Plaintiff's response argues that this Court must liberally construe his pleading. While that is surely true, and the Court has done so, it certainly "appears beyond doubt that the plaintiff can prove no set of facts that would entitle him to relief." Georgia Gulf Corp., 386 F.3d at 653-54. The colloquial aphorism that "You can't make a silk purse out of a sow's ear" is, insofar as the Brackens' lawsuit is concerned, apt.

Finally, as noted in a previous Report and Recommendation adopted by the District Court, see Order Adopting Report and Recommendation, Brackens v. Tex. Health and Human Service Comm et al, No. A-06-CV-00682-LY (Dec. 4, 2006), Plaintiff has filed eight pro se suits in this district over the past eleven months. The District Court included within its Order a provision expressly and specifically warning Plaintiff that filing or pursuing any further frivolous lawsuits — such as the present one — may result in (a) the imposition of court costs pursuant to Section 1915(f); (b) the imposition of significant monetary sanctions pursuant to FED. R. CIV. P. 11; (c) the imposition of an order barring Plaintiff from filing any lawsuits in this Court without first obtaining the permission from a District Judge of this Court or a Circuit Judge of the Fifth Circuit; or (d) the imposition of an order imposing some combination of these sanctions. While this suit was filed before the District Court adopted this Court's Report and Recommendation, this Court recommends that the District Court reiterate to Plaintiff the warning of further filing of frivolous lawsuits.

III. RECOMMENDATION

Based on the above, the Magistrate Court RECOMMENDS that the District Court DISMISS Plaintiff's Complaint for failure to state a claim on which relief maybe granted, and reiterate its warning to Plaintiff about filing lawsuits that are utterly frivolous.

IV. WARNINGS

The parties may file objections to this Report and Recommendation. A party filing objections must specifically identify those findings or recommendations to which objections are being made. The District Court need not consider frivolous, conclusive, or general objections. See Battle v. United States Parole Comm'n, 834 F.2d 419, 421 (5th Cir. 1987).

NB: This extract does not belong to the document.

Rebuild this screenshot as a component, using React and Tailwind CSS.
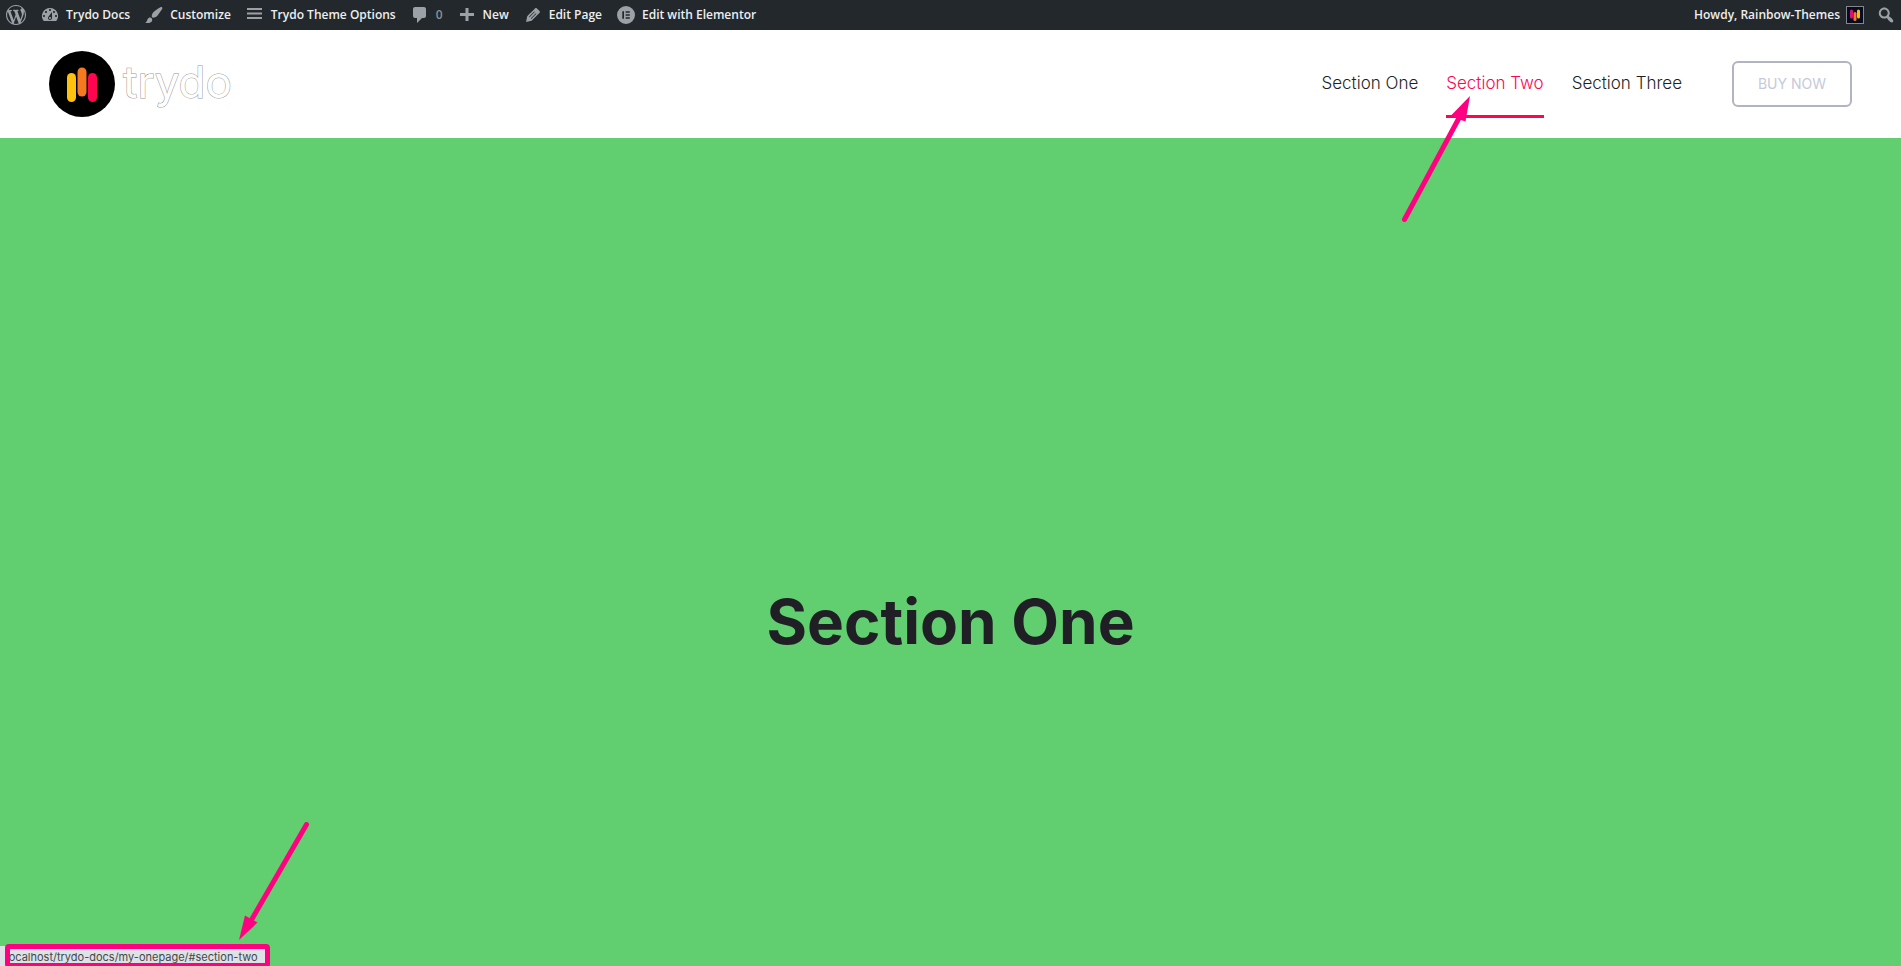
const icons = {
  wordpress:
    'M20 10c0-5.51-4.49-10-10-10C4.48 0 0 4.49 0 10c0 5.52 4.48 10 10 10 5.51 0 10-4.48 10-10zM7.78 15.37L4.37 6.22c.55-.02 1.17-.08 1.17-.08.5-.06.44-1.13-.06-1.11 0 0-1.45.11-2.37.11-.18 0-.37 0-.58-.01C4.12 2.69 6.87 1.11 10 1.11c2.33 0 4.45.87 6.05 2.34-.68-.11-1.65.39-1.65 1.58 0 .74.45 1.36.9 2.1.35.61.55 1.36.55 2.46 0 1.49-1.4 5-1.4 5l-3.03-8.37c.54-.02.82-.17.82-.17.5-.05.44-1.25-.06-1.22 0 0-1.44.12-2.38.12-.87 0-2.33-.12-2.33-.12-.5-.03-.56 1.2-.06 1.22l.92.08 1.26 3.41zM17.41 10c.24-.64.74-1.87.43-4.25.7 1.29 1.05 2.71 1.05 4.25 0 3.29-1.73 6.24-4.4 7.78.97-2.59 1.94-5.2 2.92-7.78zM6.1 18.09C3.12 16.65 1.11 13.53 1.11 10c0-1.3.23-2.48.72-3.59C3.25 10.3 4.67 14.2 6.1 18.09zm4.03-6.63l2.58 6.98c-.86.29-1.76.45-2.71.45-.79 0-1.57-.11-2.29-.33.81-2.38 1.62-4.74 2.42-7.1z',
  dashboard:
    'M3.76 16h12.48A7.998 7.998 0 0 0 10 3a7.998 7.998 0 0 0-6.24 13zM10 4c.55 0 1 .45 1 1s-.45 1-1 1-1-.45-1-1 .45-1 1-1zM6 6c.55 0 1 .45 1 1s-.45 1-1 1-1-.45-1-1 .45-1 1-1zm8 0c.55 0 1 .45 1 1s-.45 1-1 1-1-.45-1-1 .45-1 1-1zm-5.37 5.55L12 7v6c0 1.1-.9 2-2 2s-2-.9-2-2c0-.57.24-1.08.63-1.45zM4 10c.55 0 1 .45 1 1s-.45 1-1 1-1-.45-1-1 .45-1 1-1zm12 0c.55 0 1 .45 1 1s-.45 1-1 1-1-.45-1-1 .45-1 1-1zm-5 3c0-.55-.45-1-1-1s-1 .45-1 1 .45 1 1 1 1-.45 1-1z',
  brush:
    'M18.33 3.57s.27-.8-.31-1.36c-.53-.52-1.22-.24-1.22-.24-.61.3-5.76 3.47-7.67 5.57-.86.96-2.06 3.79-1.09 4.82.92.98 3.96-.17 4.79-1 2.06-2.06 5.21-7.17 5.5-7.79zM1.4 17.65c2.37-1.56 1.46-3.41 3.23-4.64.93-.65 2.22-.62 3.08.29.63.67.8 2.57-.16 3.46-1.57 1.45-4 1.55-6.15.89z',
  menu: 'M2 3h15v2H2zM2 7.500h15v2H2zM2 12h15v2H2z',
  comment: 'M5 2h9c1.1 0 2 .9 2 2v7c0 1.1-.9 2-2 2h-2l-5 5v-5H5c-1.100 0-2-.9-2-2V4c0-1.100.9-2 2-2z',
  plus: 'M17 8v3h-5.500v5h-3v-5H3V8h5.500V3h3v5z',
  pencil:
    'M13.89 3.39l2.71 2.72c.46.46.42 1.24.03 1.64l-8.01 8.02-5.56 1.16 1.16-5.58s7.6-7.63 7.99-8.03c.39-.39 1.22-.39 1.68.07zM11.2 6.600l-5.200 5.200.500.500 5.200-5.200zM8.200 13.900l5.200-5.200-.500-.500-5.200 5.200z',
  elementor:
    'M10 1a9 9 0 1 0 0 18a9 9 0 0 0 0-18zM6.300 6.200h1.700v7.600H6.300zM9.600 6.200h4.200v1.500H9.600zM9.600 9.250h4.200v1.500H9.600zM9.600 12.300h4.200v1.500H9.600z',
  search:
    'M12.14 4.18c1.87 1.87 2.11 4.75.72 6.89.12.1.22.21.36.31.2.16.47.36.81.59.34.24.56.39.66.47.42.31.73.57.94.78.32.32.6.65.84 1 .25.35.44.69.59 1.04.14.35.21.68.18 1-.02.32-.14.59-.36.81s-.49.34-.81.36c-.31.02-.65-.04-.99-.19-.35-.14-.7-.34-1.04-.59-.35-.24-.68-.52-1-.84-.21-.21-.47-.52-.77-.93-.1-.13-.25-.35-.47-.66-.22-.32-.4-.57-.56-.78-.16-.2-.29-.35-.44-.5-2.07 1.09-4.69.76-6.44-.98-2.14-2.15-2.14-5.64 0-7.78 2.15-2.15 5.63-2.15 7.78 0zm-1.41 6.36c1.36-1.37 1.36-3.58 0-4.95-1.37-1.37-3.59-1.37-4.95 0-1.37 1.37-1.37 3.58 0 4.95 1.36 1.37 3.58 1.37 4.95 0z',
};

function Icon({ name }) {
  return (
    <svg viewBox="0 0 20 20" className="size-5 shrink-0 fill-[#9ca1a7]" fillRule="evenodd" aria-hidden="true">
      <path d={icons[name]} />
    </svg>
  );
}

function BarLink({ icon, label, muted }) {
  return (
    <a href="#" className="flex items-center gap-1.5">
      <Icon name={icon} />
      <span className={muted ? 'text-[#8b9096]' : ''}>{label}</span>
    </a>
  );
}

function AdminBar() {
  return (
    <nav
      aria-label="Toolbar"
      className="flex h-[30px] items-center justify-between bg-[#23282d] pr-[5px] pb-px pl-1.5 font-['Open_Sans','Noto_Sans',sans-serif] text-xs leading-5 font-semibold whitespace-nowrap text-[#eeeeee]"
    >
      <div className="flex items-center gap-3.5">
        <a href="#" aria-label="About WordPress">
          <Icon name="wordpress" />
        </a>
        <BarLink icon="dashboard" label="Trydo Docs" />
        <BarLink icon="brush" label="Customize" />
        <BarLink icon="menu" label="Trydo Theme Options" />
        <BarLink icon="comment" label="0" muted />
        <BarLink icon="plus" label="New" />
        <BarLink icon="pencil" label="Edit Page" />
        <BarLink icon="elementor" label="Edit with Elementor" />
      </div>
      <div className="flex items-center gap-3">
        <a href="#" className="flex items-center gap-1.5">
          <span>Howdy, Rainbow-Themes</span>
          <svg viewBox="0 0 18 18" className="size-[18px]" aria-hidden="true">
            <rect x="0.5" y="0.5" width="17" height="17" fill="#070b22" stroke="#82878c" />
            <g strokeWidth="3" strokeLinecap="round">
              <path d="M5.500 5v6" stroke="#d8127d" />
              <path d="M9 7.500v6" stroke="#f47b20" />
              <path d="M12.500 5v6" stroke="#f8bd14" />
            </g>
          </svg>
        </a>
        <button type="button" aria-label="Search">
          <Icon name="search" />
        </button>
      </div>
    </nav>
  );
}

function Logo() {
  return (
    <a href="#" className="flex items-center gap-2">
      <svg viewBox="0 0 66 66" className="size-[66px]" aria-hidden="true">
        <circle cx="33" cy="33" r="33" fill="#000" />
        <g strokeWidth="9" strokeLinecap="round">
          <path d="M22.500 26.500v20" stroke="#fec10d" />
          <path d="M33 21v20" stroke="#f57921" />
          <path d="M43.500 26.500v20" stroke="#ff0550" />
        </g>
      </svg>
      <span className="-mt-1 font-['Inter',sans-serif] text-[44px] leading-none text-white [-webkit-text-stroke:1px_#949494] [paint-order:stroke_fill]">
        trydo
      </span>
    </a>
  );
}

function Header() {
  return (
    <header className="flex h-[108px] items-center justify-between bg-white px-[49px] font-['Inter',sans-serif]">
      <Logo />
      <div className="flex items-center gap-[50px]">
        <nav aria-label="Main" className="flex gap-7 text-[17px] leading-[63px] font-light text-[#1f1f25]">
          <a href="#section-one" className="pt-0.5">
            Section One
          </a>
          <a href="#section-two" className="border-b-3 border-[#ff0550] pt-0.5 text-[#ff0550]">
            Section Two
          </a>
          <a href="#section-three" className="pt-0.5">
            Section Three
          </a>
        </nav>
        <button
          type="button"
          className="h-[46px] w-[120px] rounded-md border-2 border-[#b1b4c1] text-sm text-[#c6c9d8]"
        >
          BUY NOW
        </button>
      </div>
    </header>
  );
}

export default function App() {
  return (
    <div className="relative flex min-h-screen flex-col overflow-hidden">
      <AdminBar />
      <Header />
      <main className="flex flex-1 items-center justify-center bg-[#61ce70] pt-35">
        <h1 className="font-['Inter',sans-serif] text-[62px] leading-none font-bold text-[#1f1f25]">Section One</h1>
      </main>

      <svg
        viewBox="0 0 72 128"
        className="absolute top-[95px] right-[430px] h-32 w-[72px]"
        aria-hidden="true"
      >
        <path d="M5.500 124.500L60 23" stroke="#ff0080" strokeWidth="5" strokeLinecap="round" />
        <path d="M71 1L52 20.500L57 23L62 25L66.500 26.500z" fill="#ff0080" />
      </svg>
      <svg viewBox="0 0 72 120" className="absolute bottom-6 left-[238px] h-[120px] w-[72px]" aria-hidden="true">
        <path d="M68.500 2.500L14 97" stroke="#ff0080" strokeWidth="5" strokeLinecap="round" />
        <path d="M1 118L7 93.500L19.500 100.500z" fill="#ff0080" />
      </svg>

      <div className="absolute bottom-0 left-0 h-5 w-[268px] bg-[#dee1e6] pl-1.5 font-['Inter','Noto_Sans',sans-serif] text-[11px] leading-[22px] whitespace-nowrap text-[#45474a]">
        localhost/trydo-docs/my-onepage/#section-two
      </div>
      <div className="absolute -bottom-0.5 left-[5px] h-6 w-[265px] rounded-sm border-5 border-[#ff0080]" />
    </div>
  );
}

A party's failure to file written objections to the proposed findings and recommendations contained in this Report within ten (10) days after the party is served with a copy of the Report shall bar that party from de novo review by the District Court of the proposed findings and recommendations in the Report and, except upon grounds of plain error, shall bar the party from appellate review of unobjected-to proposed factual findings and legal conclusions accepted by the District Court. See 28 U.S.C. § 636(b)(1)(C); Thomas v. Arn, 474 U.S. 140, 150-53, 106 S. Ct. 466, 472-74 (1985); Douglass v. United Servs. Auto. Ass'n, 79 F.3d 1415, 1428-29 (5th Cir. 1996) (en banc).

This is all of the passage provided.